# Data provided
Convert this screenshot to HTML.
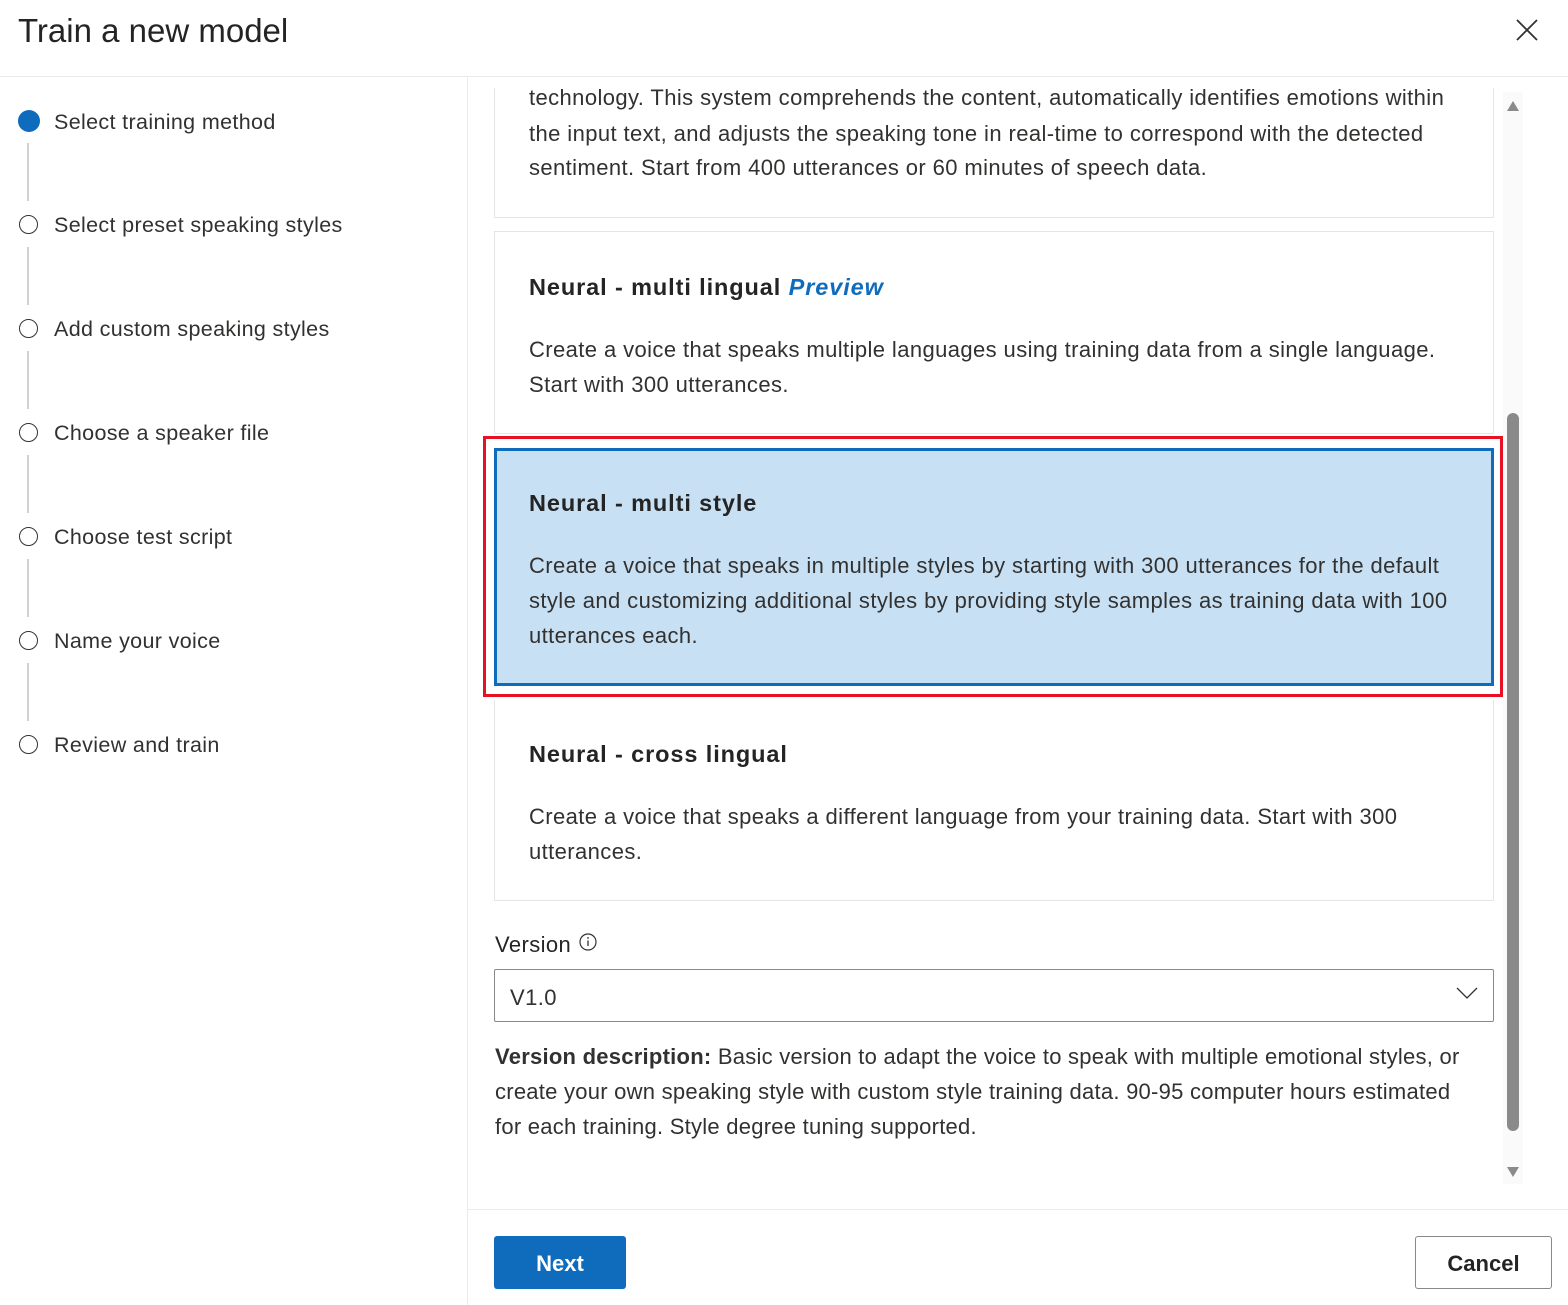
<!DOCTYPE html>
<html><head><style>
*{margin:0;padding:0;box-sizing:border-box}
body{width:1568px;height:1305px;position:relative;overflow:hidden;background:#fff;font-family:"Liberation Sans",sans-serif;color:#323130}
.a{position:absolute;white-space:nowrap}
.t{font-size:22px;line-height:24px;letter-spacing:0.4px}
.h{font-size:23.5px;line-height:28px;font-weight:bold;color:#242424;letter-spacing:0.9px}
.st{position:absolute;left:54px;font-size:21.5px;line-height:24px;color:#323130;white-space:nowrap;letter-spacing:0.35px}
.c{position:absolute;left:19px;width:19px;height:19px;border:1.5px solid #323130;border-radius:50%}
.ln{position:absolute;left:27px;width:2px;background:#d1d1d1}
.card{position:absolute;left:494px;width:1000px;border:1px solid #e5e5e5;background:#fff}
</style></head><body>
<div class="a" style="left:18px;top:12px;font-size:33px;line-height:38px;color:#242424">Train a new model</div>
<svg class="a" style="left:1515px;top:18px" width="24" height="24"><path d="M2 2L22 22M22 2L2 22" stroke="#323130" stroke-width="1.8"/></svg>
<div class="a" style="left:0;top:76px;width:1568px;height:1px;background:#ebebeb"></div>
<div class="a" style="left:467px;top:77px;width:1px;height:1228px;background:#ebebeb"></div>

<div class="a" style="left:18px;top:110px;width:22px;height:22px;border-radius:50%;background:#0f6cbd"></div>
<div class="st" style="top:110px">Select training method</div>
<div class="ln" style="top:143px;height:58px"></div>
<div class="c" style="top:215px"></div><div class="st" style="top:213px">Select preset speaking styles</div>
<div class="ln" style="top:247px;height:58px"></div>
<div class="c" style="top:319px"></div><div class="st" style="top:317px">Add custom speaking styles</div>
<div class="ln" style="top:351px;height:58px"></div>
<div class="c" style="top:423px"></div><div class="st" style="top:421px">Choose a speaker file</div>
<div class="ln" style="top:455px;height:58px"></div>
<div class="c" style="top:527px"></div><div class="st" style="top:525px">Choose test script</div>
<div class="ln" style="top:559px;height:58px"></div>
<div class="c" style="top:631px"></div><div class="st" style="top:629px">Name your voice</div>
<div class="ln" style="top:663px;height:58px"></div>
<div class="c" style="top:735px"></div><div class="st" style="top:733px">Review and train</div>

<div class="a" style="left:470px;top:88px;width:1030px;height:1100px;overflow:hidden">
 <div class="card" style="left:24px;top:-60px;height:190px;border-top:none"></div>
 <div class="a t" style="left:59px;top:-2px">technology. This system comprehends the content, automatically identifies emotions within</div>
</div>
<div class="a t" style="left:529px;top:122px">the input text, and adjusts the speaking tone in real-time to correspond with the detected</div>
<div class="a t" style="left:529px;top:156px">sentiment. Start from 400 utterances or 60 minutes of speech data.</div>

<div class="card" style="top:231px;height:203px"></div>
<div class="a h" style="left:529px;top:273px">Neural - multi lingual <i style="color:#0f6cbd">Preview</i></div>
<div class="a t" style="left:529px;top:338px">Create a voice that speaks multiple languages using training data from a single language.</div>
<div class="a t" style="left:529px;top:373px">Start with 300 utterances.</div>

<div class="a" style="left:483px;top:436px;width:1020px;height:261px;border:3px solid #e81123"></div>
<div class="a" style="left:494px;top:448px;width:1000px;height:238px;border:3px solid #0f6cbd;background:#c7e0f4"></div>
<div class="a h" style="left:529px;top:489px">Neural - multi style</div>
<div class="a t" style="left:529px;top:554px">Create a voice that speaks in multiple styles by starting with 300 utterances for the default</div>
<div class="a t" style="left:529px;top:589px">style and customizing additional styles by providing style samples as training data with 100</div>
<div class="a t" style="left:529px;top:624px">utterances each.</div>

<div class="card" style="top:700px;height:201px;border-top:none"></div>
<div class="a h" style="left:529px;top:740px">Neural - cross lingual</div>
<div class="a t" style="left:529px;top:805px">Create a voice that speaks a different language from your training data. Start with 300</div>
<div class="a t" style="left:529px;top:840px">utterances.</div>

<div class="a t" style="left:495px;top:933px;color:#242424">Version</div>
<svg class="a" style="left:578px;top:932px" width="20" height="20"><circle cx="10" cy="10" r="8" fill="none" stroke="#323130" stroke-width="1.2"/><path d="M10 8.5V14" stroke="#323130" stroke-width="1.3"/><circle cx="10" cy="6" r="0.9" fill="#323130"/></svg>
<div class="a" style="left:494px;top:969px;width:1000px;height:53px;border:1px solid #8a8886;border-radius:2px"></div>
<div class="a t" style="left:510px;top:986px">V1.0</div>
<svg class="a" style="left:1456px;top:986px" width="22" height="14"><path d="M1 2L11 12L21 2" fill="none" stroke="#323130" stroke-width="1.3"/></svg>
<div class="a t" style="left:495px;top:1045px;letter-spacing:0.25px"><b>Version description:</b> Basic version to adapt the voice to speak with multiple emotional styles, or</div>
<div class="a t" style="left:495px;top:1080px;letter-spacing:0.25px">create your own speaking style with custom style training data. 90-95 computer hours estimated</div>
<div class="a t" style="left:495px;top:1115px;letter-spacing:0.25px">for each training. Style degree tuning supported.</div>

<div class="a" style="left:1503px;top:92px;width:20px;height:1092px;background:#fafafa"></div>
<svg class="a" style="left:1506px;top:100px" width="14" height="12"><path d="M7 1L13 11H1Z" fill="#8a8a8a"/></svg>
<svg class="a" style="left:1506px;top:1166px" width="14" height="12"><path d="M7 11L13 1H1Z" fill="#8a8a8a"/></svg>
<div class="a" style="left:1507px;top:413px;width:12px;height:718px;border-radius:6px;background:#8a8a8a"></div>

<div class="a" style="left:468px;top:1209px;width:1100px;height:1px;background:#ebebeb"></div>
<div class="a" style="left:494px;top:1236px;width:132px;height:53px;background:#0f6cbd;border-radius:3px;color:#fff;font-size:22px;font-weight:bold;line-height:55px;text-align:center">Next</div>
<div class="a" style="left:1415px;top:1236px;width:137px;height:53px;border:1px solid #8a8886;border-radius:3px;font-size:22px;font-weight:bold;line-height:53px;text-align:center;color:#242424">Cancel</div>
</body></html>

# Instruction
All of the lines above should be retyped precisely, apart from the pictures.

# Response
Convert this screenshot to HTML.
<!DOCTYPE html>
<html><head><style>
*{margin:0;padding:0;box-sizing:border-box}
body{width:1568px;height:1305px;position:relative;overflow:hidden;background:#fff;font-family:"Liberation Sans",sans-serif;color:#323130}
.a{position:absolute;white-space:nowrap}
.t{font-size:22px;line-height:24px;letter-spacing:0.4px}
.h{font-size:23.5px;line-height:28px;font-weight:bold;color:#242424;letter-spacing:0.9px}
.st{position:absolute;left:54px;font-size:21.5px;line-height:24px;color:#323130;white-space:nowrap;letter-spacing:0.35px}
.c{position:absolute;left:19px;width:19px;height:19px;border:1.5px solid #323130;border-radius:50%}
.ln{position:absolute;left:27px;width:2px;background:#d1d1d1}
.card{position:absolute;left:494px;width:1000px;border:1px solid #e5e5e5;background:#fff}
</style></head><body>
<div class="a" style="left:18px;top:12px;font-size:33px;line-height:38px;color:#242424">Train a new model</div>
<svg class="a" style="left:1515px;top:18px" width="24" height="24"><path d="M2 2L22 22M22 2L2 22" stroke="#323130" stroke-width="1.8"/></svg>
<div class="a" style="left:0;top:76px;width:1568px;height:1px;background:#ebebeb"></div>
<div class="a" style="left:467px;top:77px;width:1px;height:1228px;background:#ebebeb"></div>

<div class="a" style="left:18px;top:110px;width:22px;height:22px;border-radius:50%;background:#0f6cbd"></div>
<div class="st" style="top:110px">Select training method</div>
<div class="ln" style="top:143px;height:58px"></div>
<div class="c" style="top:215px"></div><div class="st" style="top:213px">Select preset speaking styles</div>
<div class="ln" style="top:247px;height:58px"></div>
<div class="c" style="top:319px"></div><div class="st" style="top:317px">Add custom speaking styles</div>
<div class="ln" style="top:351px;height:58px"></div>
<div class="c" style="top:423px"></div><div class="st" style="top:421px">Choose a speaker file</div>
<div class="ln" style="top:455px;height:58px"></div>
<div class="c" style="top:527px"></div><div class="st" style="top:525px">Choose test script</div>
<div class="ln" style="top:559px;height:58px"></div>
<div class="c" style="top:631px"></div><div class="st" style="top:629px">Name your voice</div>
<div class="ln" style="top:663px;height:58px"></div>
<div class="c" style="top:735px"></div><div class="st" style="top:733px">Review and train</div>

<div class="a" style="left:470px;top:88px;width:1030px;height:1100px;overflow:hidden">
 <div class="card" style="left:24px;top:-60px;height:190px;border-top:none"></div>
 <div class="a t" style="left:59px;top:-2px">technology. This system comprehends the content, automatically identifies emotions within</div>
</div>
<div class="a t" style="left:529px;top:122px">the input text, and adjusts the speaking tone in real-time to correspond with the detected</div>
<div class="a t" style="left:529px;top:156px">sentiment. Start from 400 utterances or 60 minutes of speech data.</div>

<div class="card" style="top:231px;height:203px"></div>
<div class="a h" style="left:529px;top:273px">Neural - multi lingual <i style="color:#0f6cbd">Preview</i></div>
<div class="a t" style="left:529px;top:338px">Create a voice that speaks multiple languages using training data from a single language.</div>
<div class="a t" style="left:529px;top:373px">Start with 300 utterances.</div>

<div class="a" style="left:483px;top:436px;width:1020px;height:261px;border:3px solid #e81123"></div>
<div class="a" style="left:494px;top:448px;width:1000px;height:238px;border:3px solid #0f6cbd;background:#c7e0f4"></div>
<div class="a h" style="left:529px;top:489px">Neural - multi style</div>
<div class="a t" style="left:529px;top:554px">Create a voice that speaks in multiple styles by starting with 300 utterances for the default</div>
<div class="a t" style="left:529px;top:589px">style and customizing additional styles by providing style samples as training data with 100</div>
<div class="a t" style="left:529px;top:624px">utterances each.</div>

<div class="card" style="top:700px;height:201px;border-top:none"></div>
<div class="a h" style="left:529px;top:740px">Neural - cross lingual</div>
<div class="a t" style="left:529px;top:805px">Create a voice that speaks a different language from your training data. Start with 300</div>
<div class="a t" style="left:529px;top:840px">utterances.</div>

<div class="a t" style="left:495px;top:933px;color:#242424">Version</div>
<svg class="a" style="left:578px;top:932px" width="20" height="20"><circle cx="10" cy="10" r="8" fill="none" stroke="#323130" stroke-width="1.2"/><path d="M10 8.5V14" stroke="#323130" stroke-width="1.3"/><circle cx="10" cy="6" r="0.9" fill="#323130"/></svg>
<div class="a" style="left:494px;top:969px;width:1000px;height:53px;border:1px solid #8a8886;border-radius:2px"></div>
<div class="a t" style="left:510px;top:986px">V1.0</div>
<svg class="a" style="left:1456px;top:986px" width="22" height="14"><path d="M1 2L11 12L21 2" fill="none" stroke="#323130" stroke-width="1.3"/></svg>
<div class="a t" style="left:495px;top:1045px;letter-spacing:0.25px"><b>Version description:</b> Basic version to adapt the voice to speak with multiple emotional styles, or</div>
<div class="a t" style="left:495px;top:1080px;letter-spacing:0.25px">create your own speaking style with custom style training data. 90-95 computer hours estimated</div>
<div class="a t" style="left:495px;top:1115px;letter-spacing:0.25px">for each training. Style degree tuning supported.</div>

<div class="a" style="left:1503px;top:92px;width:20px;height:1092px;background:#fafafa"></div>
<svg class="a" style="left:1506px;top:100px" width="14" height="12"><path d="M7 1L13 11H1Z" fill="#8a8a8a"/></svg>
<svg class="a" style="left:1506px;top:1166px" width="14" height="12"><path d="M7 11L13 1H1Z" fill="#8a8a8a"/></svg>
<div class="a" style="left:1507px;top:413px;width:12px;height:718px;border-radius:6px;background:#8a8a8a"></div>

<div class="a" style="left:468px;top:1209px;width:1100px;height:1px;background:#ebebeb"></div>
<div class="a" style="left:494px;top:1236px;width:132px;height:53px;background:#0f6cbd;border-radius:3px;color:#fff;font-size:22px;font-weight:bold;line-height:55px;text-align:center">Next</div>
<div class="a" style="left:1415px;top:1236px;width:137px;height:53px;border:1px solid #8a8886;border-radius:3px;font-size:22px;font-weight:bold;line-height:53px;text-align:center;color:#242424">Cancel</div>
</body></html>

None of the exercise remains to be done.